Outage humbles powerful N.Y.

When the lights go out, sometimes a light goes on. In your heart. Or even your soul.

David Dolinger was meeting with his daily prayer group when the blackout hit. “I was concerned, because when that happens, you wonder if God is rejecting your prayers,” he said a little later as he waited for a public phone. “Then I heard it was the whole East Coast, so I thought, maybe it’s not my fault.”

Maybe not. But as I stared at the charcoal skyline later that night, I was pretty certain it was his fault. Or mine. Or all of ours, for living so blithely in a city that makes us gods.

When the outage hit, of course, introspection was not the order of the day. It was more like carnival outside. Tons of people flooding the streets. Regular guys directing traffic. Pregnant women smiling at all the sympathetic nods in their direction.

If 9-11 was the evil twin, 8-14 was its happy Doppelganger — Glinda, the Good Crisis.
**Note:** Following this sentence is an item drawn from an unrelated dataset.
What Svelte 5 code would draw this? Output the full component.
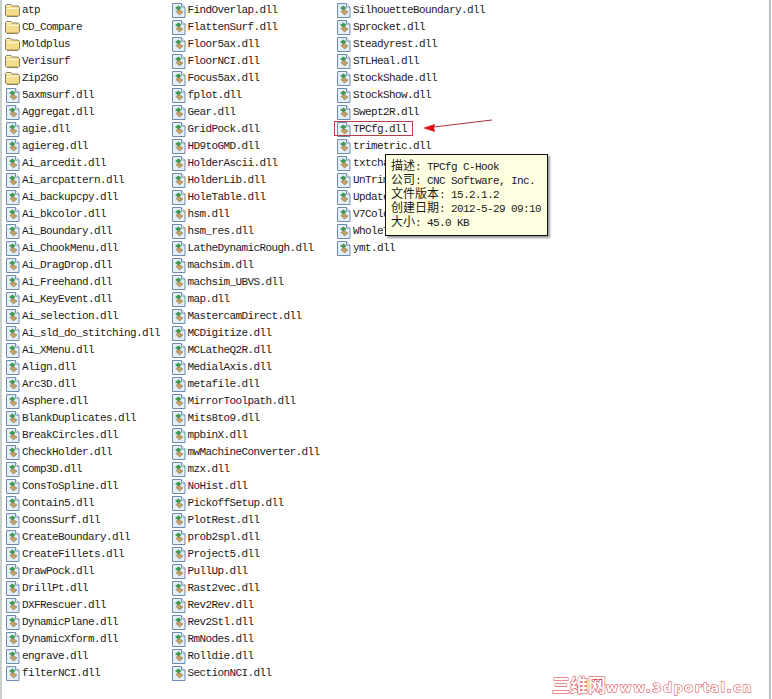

Like 9-11, it was a sunny day, but this time there was no smoke in the sky or lines to donate blood. Just lines at the phones again — and the hotdog vendors and, naturally, Mister Softee.
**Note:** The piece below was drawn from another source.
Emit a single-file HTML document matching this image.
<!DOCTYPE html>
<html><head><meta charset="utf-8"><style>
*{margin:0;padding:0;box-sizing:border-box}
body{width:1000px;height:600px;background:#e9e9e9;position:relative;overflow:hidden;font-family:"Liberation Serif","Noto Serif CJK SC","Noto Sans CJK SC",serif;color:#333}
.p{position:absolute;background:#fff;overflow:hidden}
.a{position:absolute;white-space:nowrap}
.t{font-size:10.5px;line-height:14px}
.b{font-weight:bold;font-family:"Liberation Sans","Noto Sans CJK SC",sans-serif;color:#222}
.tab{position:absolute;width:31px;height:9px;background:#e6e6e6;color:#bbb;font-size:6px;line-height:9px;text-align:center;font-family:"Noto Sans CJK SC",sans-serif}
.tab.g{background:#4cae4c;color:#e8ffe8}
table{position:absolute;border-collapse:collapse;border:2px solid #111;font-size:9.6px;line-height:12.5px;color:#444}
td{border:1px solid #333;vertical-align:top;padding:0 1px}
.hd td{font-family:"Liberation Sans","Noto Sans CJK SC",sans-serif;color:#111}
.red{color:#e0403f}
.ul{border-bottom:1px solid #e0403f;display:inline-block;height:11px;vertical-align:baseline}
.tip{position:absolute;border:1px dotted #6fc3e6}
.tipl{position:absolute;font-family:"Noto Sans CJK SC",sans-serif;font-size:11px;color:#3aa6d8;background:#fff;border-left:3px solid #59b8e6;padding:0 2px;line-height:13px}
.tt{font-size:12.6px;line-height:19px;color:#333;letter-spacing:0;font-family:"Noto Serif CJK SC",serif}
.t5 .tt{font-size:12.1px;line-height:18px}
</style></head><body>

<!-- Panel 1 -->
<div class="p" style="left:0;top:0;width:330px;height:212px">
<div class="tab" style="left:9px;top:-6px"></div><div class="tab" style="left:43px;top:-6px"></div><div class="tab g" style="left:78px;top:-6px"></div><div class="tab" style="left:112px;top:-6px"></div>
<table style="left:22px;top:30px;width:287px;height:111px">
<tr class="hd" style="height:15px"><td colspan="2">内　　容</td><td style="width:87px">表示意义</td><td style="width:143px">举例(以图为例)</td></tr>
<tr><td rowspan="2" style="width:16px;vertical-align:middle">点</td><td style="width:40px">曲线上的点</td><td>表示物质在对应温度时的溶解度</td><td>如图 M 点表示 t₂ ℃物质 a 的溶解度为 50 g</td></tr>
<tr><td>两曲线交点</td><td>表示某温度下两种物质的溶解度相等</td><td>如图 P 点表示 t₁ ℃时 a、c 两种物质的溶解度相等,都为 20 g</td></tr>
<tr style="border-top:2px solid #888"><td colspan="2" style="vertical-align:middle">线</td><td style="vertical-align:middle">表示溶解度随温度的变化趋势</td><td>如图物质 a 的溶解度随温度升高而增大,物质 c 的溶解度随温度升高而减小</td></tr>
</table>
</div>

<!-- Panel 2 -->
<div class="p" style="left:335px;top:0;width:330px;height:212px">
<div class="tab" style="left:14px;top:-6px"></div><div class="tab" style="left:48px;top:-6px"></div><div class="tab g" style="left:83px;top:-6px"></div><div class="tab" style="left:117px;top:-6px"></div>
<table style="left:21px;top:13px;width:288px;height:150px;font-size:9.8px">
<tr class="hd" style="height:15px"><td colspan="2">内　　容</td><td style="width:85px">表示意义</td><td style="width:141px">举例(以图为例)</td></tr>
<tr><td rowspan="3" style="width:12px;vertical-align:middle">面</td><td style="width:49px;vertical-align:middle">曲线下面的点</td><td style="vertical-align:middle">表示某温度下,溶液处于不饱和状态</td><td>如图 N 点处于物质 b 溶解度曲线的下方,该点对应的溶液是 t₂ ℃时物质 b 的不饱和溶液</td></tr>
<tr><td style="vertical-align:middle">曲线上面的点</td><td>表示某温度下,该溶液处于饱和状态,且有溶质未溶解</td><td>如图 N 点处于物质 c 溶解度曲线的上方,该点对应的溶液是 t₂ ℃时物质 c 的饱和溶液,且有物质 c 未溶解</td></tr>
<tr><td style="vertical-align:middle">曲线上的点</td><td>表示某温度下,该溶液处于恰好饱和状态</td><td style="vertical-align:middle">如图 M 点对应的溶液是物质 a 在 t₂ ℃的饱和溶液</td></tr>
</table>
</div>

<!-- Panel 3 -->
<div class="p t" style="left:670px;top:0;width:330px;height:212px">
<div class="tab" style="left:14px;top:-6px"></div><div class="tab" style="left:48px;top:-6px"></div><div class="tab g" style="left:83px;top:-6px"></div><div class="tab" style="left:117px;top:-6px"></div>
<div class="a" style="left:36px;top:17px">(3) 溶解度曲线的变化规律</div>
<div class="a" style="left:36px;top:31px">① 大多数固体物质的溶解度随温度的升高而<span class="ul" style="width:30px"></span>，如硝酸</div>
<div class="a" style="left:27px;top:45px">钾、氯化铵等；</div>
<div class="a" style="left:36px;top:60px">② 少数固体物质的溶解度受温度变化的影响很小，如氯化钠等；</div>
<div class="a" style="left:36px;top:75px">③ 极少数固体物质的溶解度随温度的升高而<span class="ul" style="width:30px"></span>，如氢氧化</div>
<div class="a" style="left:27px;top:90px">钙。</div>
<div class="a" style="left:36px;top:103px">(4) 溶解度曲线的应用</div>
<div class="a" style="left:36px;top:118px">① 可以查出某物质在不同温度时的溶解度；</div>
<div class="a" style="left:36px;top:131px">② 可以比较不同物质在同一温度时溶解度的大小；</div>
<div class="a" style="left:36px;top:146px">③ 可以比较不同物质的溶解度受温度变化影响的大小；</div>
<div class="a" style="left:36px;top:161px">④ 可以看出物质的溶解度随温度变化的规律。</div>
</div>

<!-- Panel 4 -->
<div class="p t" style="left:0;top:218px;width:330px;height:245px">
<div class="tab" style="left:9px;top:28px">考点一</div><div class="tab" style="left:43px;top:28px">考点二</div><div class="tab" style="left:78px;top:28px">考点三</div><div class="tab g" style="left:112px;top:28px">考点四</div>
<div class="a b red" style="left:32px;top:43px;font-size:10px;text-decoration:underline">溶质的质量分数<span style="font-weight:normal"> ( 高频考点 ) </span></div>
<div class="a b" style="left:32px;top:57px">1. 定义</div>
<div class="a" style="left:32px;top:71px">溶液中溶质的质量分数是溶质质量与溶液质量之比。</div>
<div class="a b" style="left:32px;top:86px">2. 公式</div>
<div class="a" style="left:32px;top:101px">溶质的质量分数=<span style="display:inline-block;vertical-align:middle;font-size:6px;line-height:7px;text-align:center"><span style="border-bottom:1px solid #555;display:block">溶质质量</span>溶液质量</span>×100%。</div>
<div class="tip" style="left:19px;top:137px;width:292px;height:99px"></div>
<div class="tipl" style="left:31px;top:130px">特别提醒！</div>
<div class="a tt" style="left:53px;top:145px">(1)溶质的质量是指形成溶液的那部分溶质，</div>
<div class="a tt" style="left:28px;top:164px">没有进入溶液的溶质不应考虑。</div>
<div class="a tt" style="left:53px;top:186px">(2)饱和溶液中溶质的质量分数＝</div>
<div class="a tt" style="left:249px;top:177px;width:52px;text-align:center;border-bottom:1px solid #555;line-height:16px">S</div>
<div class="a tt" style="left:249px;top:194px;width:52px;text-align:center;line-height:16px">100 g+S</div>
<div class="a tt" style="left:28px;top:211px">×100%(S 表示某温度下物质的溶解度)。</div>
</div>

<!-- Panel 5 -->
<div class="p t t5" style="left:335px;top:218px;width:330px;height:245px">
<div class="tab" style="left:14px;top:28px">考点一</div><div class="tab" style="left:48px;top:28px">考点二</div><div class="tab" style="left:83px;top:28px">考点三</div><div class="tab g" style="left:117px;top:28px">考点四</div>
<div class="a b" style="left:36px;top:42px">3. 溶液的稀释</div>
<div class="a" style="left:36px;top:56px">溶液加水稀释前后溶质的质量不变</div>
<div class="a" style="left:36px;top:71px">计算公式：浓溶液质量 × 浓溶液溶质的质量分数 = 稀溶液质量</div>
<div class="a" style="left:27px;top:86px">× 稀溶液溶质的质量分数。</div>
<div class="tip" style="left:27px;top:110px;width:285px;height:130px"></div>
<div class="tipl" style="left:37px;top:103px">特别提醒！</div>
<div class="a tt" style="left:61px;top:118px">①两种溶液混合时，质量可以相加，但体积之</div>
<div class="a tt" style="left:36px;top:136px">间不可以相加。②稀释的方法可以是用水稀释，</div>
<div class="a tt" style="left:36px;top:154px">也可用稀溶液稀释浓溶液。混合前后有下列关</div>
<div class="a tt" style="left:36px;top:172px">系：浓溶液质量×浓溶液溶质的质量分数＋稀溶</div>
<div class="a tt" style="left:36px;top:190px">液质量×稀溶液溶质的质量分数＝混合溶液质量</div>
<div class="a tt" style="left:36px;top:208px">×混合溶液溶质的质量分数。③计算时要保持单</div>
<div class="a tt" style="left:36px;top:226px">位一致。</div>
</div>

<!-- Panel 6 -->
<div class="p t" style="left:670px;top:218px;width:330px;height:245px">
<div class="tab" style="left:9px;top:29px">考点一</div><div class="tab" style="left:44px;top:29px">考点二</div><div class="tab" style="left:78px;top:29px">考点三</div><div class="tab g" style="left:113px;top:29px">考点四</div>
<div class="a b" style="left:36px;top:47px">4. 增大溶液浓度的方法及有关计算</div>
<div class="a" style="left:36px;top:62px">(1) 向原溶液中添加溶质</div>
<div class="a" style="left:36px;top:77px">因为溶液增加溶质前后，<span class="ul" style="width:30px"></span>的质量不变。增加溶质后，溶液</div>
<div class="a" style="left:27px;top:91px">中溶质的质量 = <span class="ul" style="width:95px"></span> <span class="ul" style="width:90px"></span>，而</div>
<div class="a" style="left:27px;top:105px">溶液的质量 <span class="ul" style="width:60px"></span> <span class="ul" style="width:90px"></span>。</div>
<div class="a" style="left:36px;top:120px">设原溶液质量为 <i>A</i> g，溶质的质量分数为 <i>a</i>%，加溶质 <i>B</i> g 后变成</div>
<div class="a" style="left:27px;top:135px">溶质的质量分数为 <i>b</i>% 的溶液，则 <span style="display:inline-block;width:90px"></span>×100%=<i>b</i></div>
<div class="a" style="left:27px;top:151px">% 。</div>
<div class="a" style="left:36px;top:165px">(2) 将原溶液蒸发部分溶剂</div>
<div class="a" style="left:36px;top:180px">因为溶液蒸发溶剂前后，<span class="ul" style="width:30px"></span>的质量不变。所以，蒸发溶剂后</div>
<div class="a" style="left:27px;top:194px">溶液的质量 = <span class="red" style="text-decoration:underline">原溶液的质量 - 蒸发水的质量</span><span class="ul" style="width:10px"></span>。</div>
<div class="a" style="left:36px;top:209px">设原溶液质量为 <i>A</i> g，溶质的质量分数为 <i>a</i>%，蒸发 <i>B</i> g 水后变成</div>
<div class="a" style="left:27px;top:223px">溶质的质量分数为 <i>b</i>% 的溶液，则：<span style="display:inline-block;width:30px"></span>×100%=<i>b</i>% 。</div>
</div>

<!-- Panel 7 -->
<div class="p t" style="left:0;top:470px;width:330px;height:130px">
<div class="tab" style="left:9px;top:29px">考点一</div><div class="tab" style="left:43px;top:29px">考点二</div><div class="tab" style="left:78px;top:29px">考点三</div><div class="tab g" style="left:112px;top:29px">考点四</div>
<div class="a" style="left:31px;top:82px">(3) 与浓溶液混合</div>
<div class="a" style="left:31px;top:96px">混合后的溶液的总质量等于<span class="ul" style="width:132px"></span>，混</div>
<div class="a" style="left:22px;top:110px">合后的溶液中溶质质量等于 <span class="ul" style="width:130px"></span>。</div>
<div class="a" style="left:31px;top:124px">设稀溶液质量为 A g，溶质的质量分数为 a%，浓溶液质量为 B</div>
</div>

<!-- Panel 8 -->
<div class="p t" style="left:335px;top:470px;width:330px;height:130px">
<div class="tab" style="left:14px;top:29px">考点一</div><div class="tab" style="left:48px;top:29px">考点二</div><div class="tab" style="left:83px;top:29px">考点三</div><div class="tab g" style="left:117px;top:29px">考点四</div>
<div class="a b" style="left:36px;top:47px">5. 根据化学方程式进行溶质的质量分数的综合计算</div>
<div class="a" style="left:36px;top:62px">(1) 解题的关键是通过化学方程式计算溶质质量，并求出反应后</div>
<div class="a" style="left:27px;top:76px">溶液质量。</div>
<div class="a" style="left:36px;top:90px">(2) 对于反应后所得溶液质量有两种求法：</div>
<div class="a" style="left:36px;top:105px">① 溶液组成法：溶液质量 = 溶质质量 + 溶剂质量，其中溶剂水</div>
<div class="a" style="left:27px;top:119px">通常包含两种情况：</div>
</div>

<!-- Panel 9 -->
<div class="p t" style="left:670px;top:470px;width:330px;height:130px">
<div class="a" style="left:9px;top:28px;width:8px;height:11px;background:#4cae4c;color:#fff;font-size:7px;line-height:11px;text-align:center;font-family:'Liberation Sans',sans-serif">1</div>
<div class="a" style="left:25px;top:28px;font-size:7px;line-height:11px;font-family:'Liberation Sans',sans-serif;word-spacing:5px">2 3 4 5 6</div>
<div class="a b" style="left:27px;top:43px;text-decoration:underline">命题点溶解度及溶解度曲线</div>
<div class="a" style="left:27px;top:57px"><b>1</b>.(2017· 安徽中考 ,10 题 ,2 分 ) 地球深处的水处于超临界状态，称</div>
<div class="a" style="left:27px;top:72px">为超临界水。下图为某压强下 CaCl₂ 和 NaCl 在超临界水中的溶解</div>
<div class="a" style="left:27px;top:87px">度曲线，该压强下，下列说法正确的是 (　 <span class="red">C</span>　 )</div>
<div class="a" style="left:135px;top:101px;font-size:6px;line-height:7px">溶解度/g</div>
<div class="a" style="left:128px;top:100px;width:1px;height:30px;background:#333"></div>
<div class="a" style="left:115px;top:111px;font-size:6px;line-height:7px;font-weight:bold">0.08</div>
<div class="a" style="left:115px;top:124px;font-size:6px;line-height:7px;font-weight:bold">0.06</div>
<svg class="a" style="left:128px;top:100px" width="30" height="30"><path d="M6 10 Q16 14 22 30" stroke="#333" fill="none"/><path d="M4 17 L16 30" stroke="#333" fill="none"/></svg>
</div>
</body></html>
“This is just to give me strength to walk to the Brooklyn Bridge,” said Marta Farrell, a credit collector, as she ordered a cone near Macy’s. “I’m not supposed to eat this, but the heck with it! I’ll die with a smile on my face.”

Tourists behind her declared the blackout fun, and Sultan Ahmed, a nearby fruit vendor, refused to gouge his customers. “Banana 25 cents,” he told a businessman. “You’re the best!” the man shot back.

It was lovable New York — generous, enthusiastic, ready for anything. Our mettle’s been tested by far worse. This was a piece of cake.

By the time I reached my apartment complex, everyone was in the courtyard. My kids understood that something big was happening, but it was so bright outside it was almost impossible to imagine night ever falling. After all, in New York it never does. We aren’t the city that never sleeps (or sweeps, for that matter), for nothing.

So my husband and I ate ice cream, watched the kids play and dealt with our 7-year-old, for whom the crisis boiled down to, “You mean the Yu-Gi-Oh card vending machine really doesn’t work? Can’t they unlock it? Can’t they use batteries?”

And then, to our amazement, it finally got dark. The blackout lived up to its name. “The Big Dipper!” cried our 5-year-old, so excited to see stars that he assumed any group of three or more must constitute the famed constellation.

But the stars weren’t the real revelation — the darkness was. So this is what night is! It really is separate from day! And the heavens, wow, they’re really separate from the Earth, too! Thoughts that normally occur to me maybe once a decade.

Upstairs — 18 flights — the kids notice how quiet the hall is: no fluorescents buzzing, no TVs humming. We eat Cheerios with about-to-go-bad milk by candlelight. Got flame? It’s beautiful.

And then, sensibly, we all go to bed, sure that when we wake up we’ll be back in control of our world.

1 a.m. — No lights outside.

2 a.m. — No lights outside.

3 a.m. — I’m still up, and still no lights. I have watched the moon rise and change color from red to white. I have stared at the dark city, and instead of that early excitement, feel a growing sadness. Or fear. Or maybe it’s just perspective.

New York, when it’s working, makes us divine. We can live in the sky and fly up swift as swallows. Night to us is as bright as day. We summon our friends almost telepathically by phone and shower ourselves with delights that we buy with tiny magic cards. We see the world with a flick of the remote and sleep in the arms of a shining city. Thanks to a rarely praised sewage system, we don’t even stink. We are all-powerful.

Until the power goes off.

Then our soaring skyscrapers turn into stairs mere mortals cannot climb. Our water dries up. We are parched. And all those lights that shined so bright? They can flicker out. Like us.

So I have no idea whether the man on 33rd Street, or me, or all of us in our happy hubris, caused the blackout. But I do know that when at last the sun came up, I gave thanks to whoever sent it.